• EXERCISE TASK: Omit pictures and quote the listing below line by line, from its start through the line that holds "import React from".

• SOURCE MATERIAL:
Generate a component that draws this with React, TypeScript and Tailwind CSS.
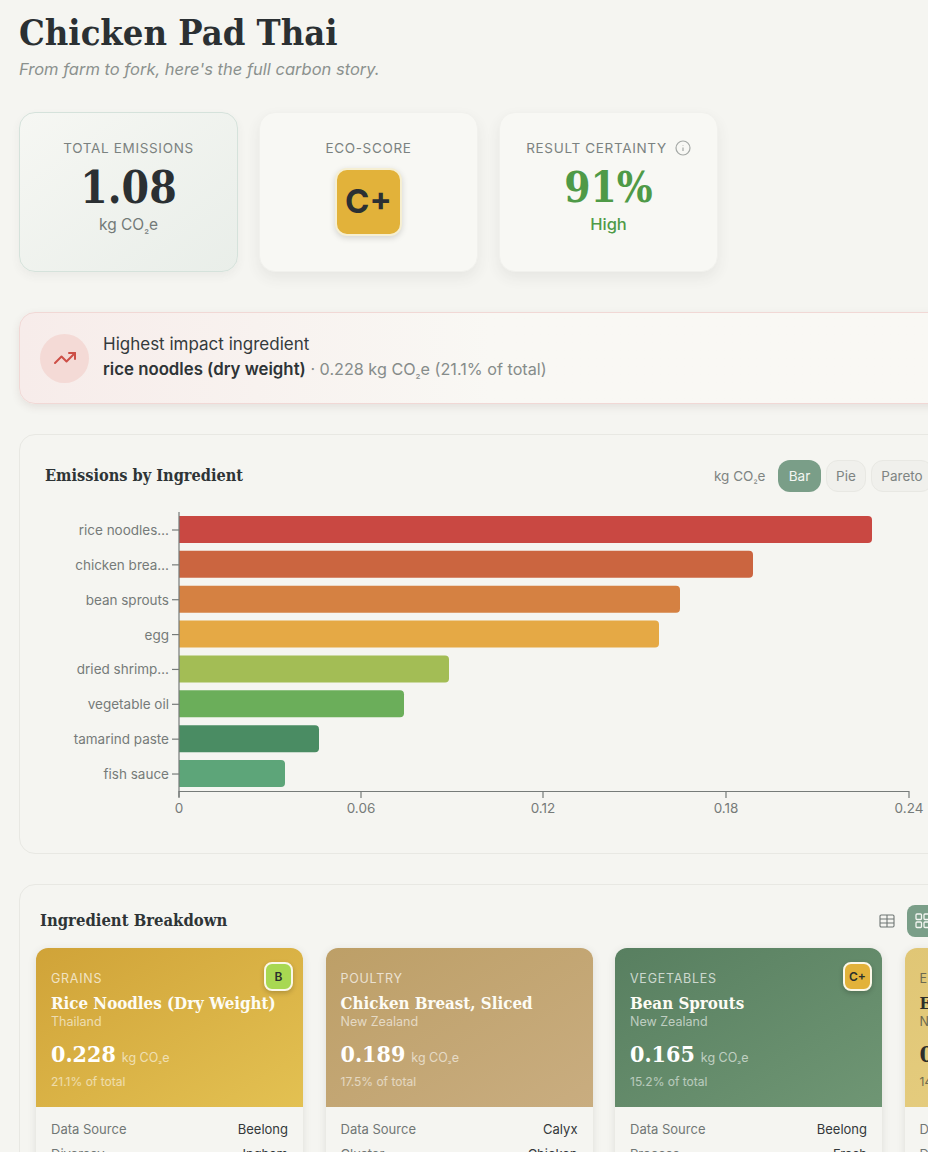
import React from "react";

const serif = "font-['DejaVu_Serif_Condensed','DejaVu_Serif','Liberation_Serif',serif]";
const bars = [
  { n: "rice noodles…", w: 694, c: "#c94842" },
  { n: "chicken brea…", w: 575, c: "#cb6540" },
  { n: "bean sprouts", w: 502, c: "#d58142" },
  { n: "egg", w: 481, c: "#e5a945" },
  { n: "dried shrimp…", w: 271, c: "#a3bd55" },
  { n: "vegetable oil", w: 226, c: "#6bae5a" },
  { n: "tamarind paste", w: 141, c: "#4a8c63" },
  { n: "fish sauce", w: 107, c: "#5da579" },
];
const ticks = [["0", 179], ["0.06", 361], ["0.12", 543], ["0.18", 726], ["0.24", 909]] as const;

function Co2() {
  return <>CO<span className="text-[0.7em] relative top-[0.15em]">₂</span>e</>;
}

function Stat({ label, children, tinted, info }: { label: string; children: React.ReactNode; tinted?: boolean; info?: boolean }) {
  return (
    <div className={`w-[219px] h-[160px] rounded-2xl flex flex-col items-center pt-[25px] ${tinted ? "border border-[#d5e2db] bg-gradient-to-br from-[#f6f7f3] to-[#e9eee9] shadow-[0_4px_10px_rgba(60,70,60,0.06)]" : "border border-[#f1f1ed] bg-[#f8f8f4] shadow-[0_6px_14px_rgba(60,70,60,0.08)]"}`}>
      <div className="flex items-center gap-2 text-[13.5px] tracking-[0.05em] text-[#7b8280] leading-[20px]">
        {label}
        {info && (
          <svg width="16" height="16" viewBox="0 0 16 16" fill="none" stroke="#a5a9a6" strokeWidth="1.2"><circle cx="8" cy="8" r="7" /><path d="M8 7.4V11M8 5v.4" /></svg>
        )}
      </div>
      {children}
    </div>
  );
}

function Grade({ g, bg }: { g: string; bg: string }) {
  return (
    <div className={`absolute right-[10px] top-[14px] w-[29px] h-[29px] rounded-lg border-2 border-[#fbf8e8] flex items-center justify-center text-[12px] font-semibold text-[#2a2f2d] shadow-[0_2px_5px_rgba(0,0,0,0.2)] ${bg}`}>{g}</div>
  );
}

function IngCard({ cat, name, origin, val, pct, grade, gradeBg, grad, dark, r1, r2l, r2r }: { cat: string; name: string; origin: string; val: string; pct: string; grade?: string; gradeBg?: string; grad: string; dark?: boolean; r1: string; r2l: string; r2r: string }) {
  return (
    <div className="relative w-[267px] shrink-0 rounded-t-xl bg-[#f5f5f1] shadow-[0_2px_8px_rgba(60,60,50,0.12)]">
      <div className={`relative h-[159px] rounded-t-xl pl-[15px] pt-[23px] ${grad}`}>
        {grade && <Grade g={grade} bg={gradeBg!} />}
        <div className={`text-[12.5px] leading-[16px] tracking-[0.06em] ${dark ? "text-[#6d6a50]" : "text-white/70"}`}>{cat}</div>
        <div className={`${serif} text-[16.8px] leading-[22px] font-bold mt-[5px] whitespace-nowrap ${dark ? "text-[#2e2f2a]" : "text-[#fdfcf5]"}`}>{name}</div>
        <div className={`text-[12.5px] leading-[14px] mt-[1px] ${dark ? "text-[#6d6a50]" : "text-white/60"}`}>{origin}</div>
        <div className="flex items-baseline gap-[6px] mt-[11px] leading-[28px]">
          <span className={`${serif} text-[23px] font-bold ${dark ? "text-[#2e2f2a]" : "text-white"}`}>{val}</span>
          <span className={`text-[12.5px] ${dark ? "text-[#6d6a50]" : "text-white/60"}`}>kg <Co2 /></span>
        </div>
        <div className={`text-[12px] leading-[16px] mt-[1px] ${dark ? "text-[#6d6a50]" : "text-white/55"}`}>{pct}</div>
      </div>
      <div className="px-[15px] pt-[13px] text-[13px] leading-[18px]">
        <div className="flex justify-between"><span className="text-[#717775]">Data Source</span><span className="text-[#33383a]">{r1}</span></div>
        <div className="flex justify-between mt-[7px]"><span className="text-[#717775]">{r2l}</span><span className="text-[#33383a]">{r2r}</span></div>
      </div>
    </div>
  );
}

export default function App() {
  return (
    <div className="w-[928px] h-[1152px] overflow-hidden bg-[#f5f5f1] font-['Inter',sans-serif] text-[#2e3436]">
      <div className="w-[960px] pl-[19px]">
        <h1 className={`${serif} pt-[9px] text-[36px] leading-[46px] font-bold text-[#2b3033]`}>Chicken Pad Thai</h1>
        <p className="mt-[2px] text-[16.5px] leading-[24px] italic text-[#8b918e]">From farm to fork, here's the full carbon story.</p>

        <div className="flex gap-[21px] mt-[31px]">
          <Stat label="TOTAL EMISSIONS" tinted>
            <div className={`${serif} text-[44px] leading-[52px] font-bold text-[#2b3033] mt-[4px]`}>1.08</div>
            <div className="text-[15.5px] leading-[22px] text-[#737a78]">kg <Co2 /></div>
          </Stat>
          <Stat label="ECO-SCORE">
            <div className="mt-[10px] w-[67px] h-[68px] rounded-xl border-2 border-[#f6efd2] bg-[#e2b23a] flex items-center justify-center text-[33px] font-bold text-[#2b3033] shadow-[0_2px_6px_rgba(0,0,0,0.15)]">C+</div>
          </Stat>
          <Stat label="RESULT CERTAINTY" info>
            <div className={`${serif} text-[42px] leading-[52px] font-bold text-[#4f9a47] mt-[4px]`}>91%</div>
            <div className="text-[16.5px] leading-[22px] font-medium text-[#4f9a47] -mt-[1px]">High</div>
          </Stat>
        </div>

        <div className="mt-[40px] h-[92px] rounded-2xl border border-[#f1d8d5] bg-gradient-to-r from-[#f7ecea] via-[#f9f8f4] to-[#f9f8f4] shadow-[0_3px_8px_rgba(80,50,50,0.1)] flex items-center pl-[20px] gap-[14px]">
          <div className="w-[49px] h-[49px] rounded-full bg-[#f4dad6] flex items-center justify-center">
            <svg width="24" height="24" viewBox="0 0 24 24" fill="none" stroke="#cd4f47" strokeWidth="2" strokeLinecap="round" strokeLinejoin="round"><path d="M22 7l-8.5 8.5-5-5L2 17" /><path d="M16 7h6v6" /></svg>
          </div>
          <div className="text-[16.2px] leading-[25px]">
            <div className="text-[17px] text-[#343a3c]">Highest impact ingredient</div>
            <div className="text-[#868c8a]"><span className="text-[16.8px] font-semibold text-[#2e3436]">rice noodles (dry weight)</span> · 0.228 kg <Co2 /> (21.1% of total)</div>
          </div>
        </div>

        <div className="mt-[30px] h-[420px] rounded-2xl border border-[#e8e8e3] bg-[#f5f5f1] relative">
          <div className="flex items-center h-[32px] mt-[25px] pl-[25px]">
            <h2 className={`${serif} w-[669px] shrink-0 text-[16.2px] font-bold text-[#2e3436]`}>Emissions by Ingredient</h2>
            <div className="text-[13.5px] text-[#7e8482] w-[64px] shrink-0">kg <Co2 /></div>
            <div className="flex gap-[5px] text-[13.5px]">
              <div className="w-[43px] h-[32px] rounded-xl bg-[#7a9e88] text-[#f4f6f2] flex items-center justify-center">Bar</div>
              <div className="w-[40px] h-[32px] rounded-xl bg-[#f0f0ec] border border-[#e8e8e3] text-[#7e8482] flex items-center justify-center">Pie</div>
              <div className="w-[62px] h-[32px] rounded-xl bg-[#f0f0ec] border border-[#e8e8e3] text-[#7e8482] flex items-center justify-center">Pareto</div>
            </div>
          </div>
          <svg className="block mt-[7px] -ml-[20px]" width="948" height="320" viewBox="0 499 948 320" fontFamily="Inter, sans-serif" fontSize="13.5" fill="#767b79">
            {bars.map((b, i) => {
              const y = 516 + i * 34.86;
              return (
                <g key={b.n}>
                  <path d={`M179 ${y}h${b.w - 5}a4 4 0 0 1 4 4v19a4 4 0 0 1-4 4h-${b.w - 5}z`} fill={b.c} />
                  <line x1="172" x2="179" y1={y + 14} y2={y + 14} stroke="#767b79" strokeWidth="1.2" />
                  <text x="169" y={y + 19} textAnchor="end">{b.n}</text>
                </g>
              );
            })}
            <path d="M179 512V797M179 791.5H909" stroke="#767b79" strokeWidth="1.2" fill="none" />
            {ticks.map(([t, x]) => (
              <g key={t}>
                <line x1={x} x2={x} y1="791" y2="798" stroke="#767b79" strokeWidth="1.2" />
                <text x={x} y="813" textAnchor="middle">{t}</text>
              </g>
            ))}
          </svg>
        </div>

        <div className="mt-[30px] h-[300px] rounded-2xl border border-[#e8e8e3] bg-[#f5f5f1] pl-[16px]">
          <div className="flex items-center h-[32px] mt-[20px] pl-[4px]">
            <h2 className={`${serif} w-[839px] shrink-0 text-[16.5px] font-bold text-[#2e3436]`}>Ingredient Breakdown</h2>
            <svg className="shrink-0" width="16" height="16" viewBox="0 0 16 16" fill="none" stroke="#6f7674" strokeWidth="1.1"><rect x="1" y="2" width="14" height="12" rx="1.2" /><path d="M1 6h14M1 10h14M8 2v12" /></svg>
            <div className="ml-[12px] w-[42px] h-[32px] shrink-0 rounded-lg bg-[#7a9e88] flex items-center pl-[8px]">
              <svg width="16" height="16" viewBox="0 0 16 16" fill="none" stroke="#f4f6f2" strokeWidth="1.3"><rect x="1" y="1" width="5.5" height="5.5" rx="1" /><rect x="9" y="1" width="5.5" height="5.5" rx="1" /><rect x="1" y="9" width="5.5" height="5.5" rx="1" /><rect x="9" y="9" width="5.5" height="5.5" rx="1" /></svg>
            </div>
          </div>
          <div className="flex gap-[22.5px] mt-[11px]">
            <IngCard cat="GRAINS" name="Rice Noodles (Dry Weight)" origin="Thailand" val="0.228" pct="21.1% of total" grade="B" gradeBg="bg-[#a8d852]" grad="bg-gradient-to-br from-[#d0a338] to-[#e3c152]" r1="Beelong" r2l="Diversey" r2r="Ingham" />
            <IngCard cat="POULTRY" name="Chicken Breast, Sliced" origin="New Zealand" val="0.189" pct="17.5% of total" grad="bg-gradient-to-br from-[#bd9f67] to-[#c9ad80]" r1="Calyx" r2l="Cluster" r2r="Chicken" />
            <IngCard cat="VEGETABLES" name="Bean Sprouts" origin="New Zealand" val="0.165" pct="15.2% of total" grade="C+" gradeBg="bg-[#e2b23a]" grad="bg-gradient-to-br from-[#587f60] to-[#6f9674]" r1="Beelong" r2l="Process" r2r="Fresh" />
            <IngCard dark cat="EGGS" name="Egg" origin="New Zealand" val="0.159" pct="14.7% of total" grad="bg-gradient-to-br from-[#e0c675] to-[#e8d084]" r1="Calyx" r2l="Dairy" r2r="Egg" />
          </div>
        </div>
      </div>
    </div>
  );
}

• FULL ANSWER:
Generate a component that draws this with React, TypeScript and Tailwind CSS.
import React from "react";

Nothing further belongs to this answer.